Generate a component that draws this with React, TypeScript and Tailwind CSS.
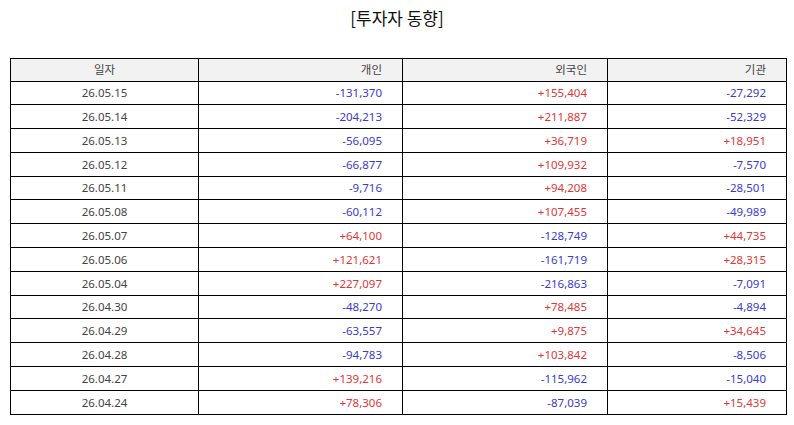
import React from "react";

const rows: [string, string, string, string][] = [
  ["26.05.15", "-131,370", "+155,404", "-27,292"],
  ["26.05.14", "-204,213", "+211,887", "-52,329"],
  ["26.05.13", "-56,095", "+36,719", "+18,951"],
  ["26.05.12", "-66,877", "+109,932", "-7,570"],
  ["26.05.11", "-9,716", "+94,208", "-28,501"],
  ["26.05.08", "-60,112", "+107,455", "-49,989"],
  ["26.05.07", "+64,100", "-128,749", "+44,735"],
  ["26.05.06", "+121,621", "-161,719", "+28,315"],
  ["26.05.04", "+227,097", "-216,863", "-7,091"],
  ["26.04.30", "-48,270", "+78,485", "-4,894"],
  ["26.04.29", "-63,557", "+9,875", "+34,645"],
  ["26.04.28", "-94,783", "+103,842", "-8,506"],
  ["26.04.27", "+139,216", "-115,962", "-15,040"],
  ["26.04.24", "+78,306", "-87,039", "+15,439"],
];

function Num({ v }: { v: string }) {
  const pos = v.startsWith("+");
  return (
    <td
      className={
        "border border-black text-right pr-[20px] " +
        (pos ? "text-[#e03636]" : "text-[#3a3ad0]")
      }
    >
      {v}
    </td>
  );
}

export default function App() {
  return (
    <div
      className="w-[794px] h-[425px] bg-white"
      style={{ fontFamily: '"Noto Sans", "Noto Sans CJK KR", sans-serif' }}
    >
      <div
        className="h-[58px] pt-[4px] text-center text-[17px] leading-[27px] text-[#111]"
        style={{ fontFamily: '"Noto Sans CJK KR", sans-serif' }}
      >
        [투자자 동향]
      </div>
      <div className="px-[10px]">
        <table className="w-[776px] border-collapse table-fixed text-[11.5px] text-[#444] font-normal">
          <colgroup>
            <col className="w-[188px]" />
            <col className="w-[204px]" />
            <col className="w-[205px]" />
            <col className="w-[179px]" />
          </colgroup>
          <thead>
            <tr className="h-[22.5px] bg-[#f2f2f2]">
              <th className="border border-black font-normal text-center">일자</th>
              <th className="border border-black font-normal text-right pr-[20px]">개인</th>
              <th className="border border-black font-normal text-right pr-[20px]">외국인</th>
              <th className="border border-black font-normal text-right pr-[20px]">기관</th>
            </tr>
          </thead>
          <tbody>
            {rows.map((r) => (
              <tr key={r[0]} className="h-[23.8px]">
                <td className="border border-black text-center">{r[0]}</td>
                <Num v={r[1]} />
                <Num v={r[2]} />
                <Num v={r[3]} />
              </tr>
            ))}
          </tbody>
        </table>
      </div>
    </div>
  );
}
──────────────────────────────
REQUIRED WORK
Give back exactly the lines from the first line of the data through the line with "import React from", pictures excluded.

SOLUTION TO THE PROBLEM
Generate a component that draws this with React, TypeScript and Tailwind CSS.
import React from "react";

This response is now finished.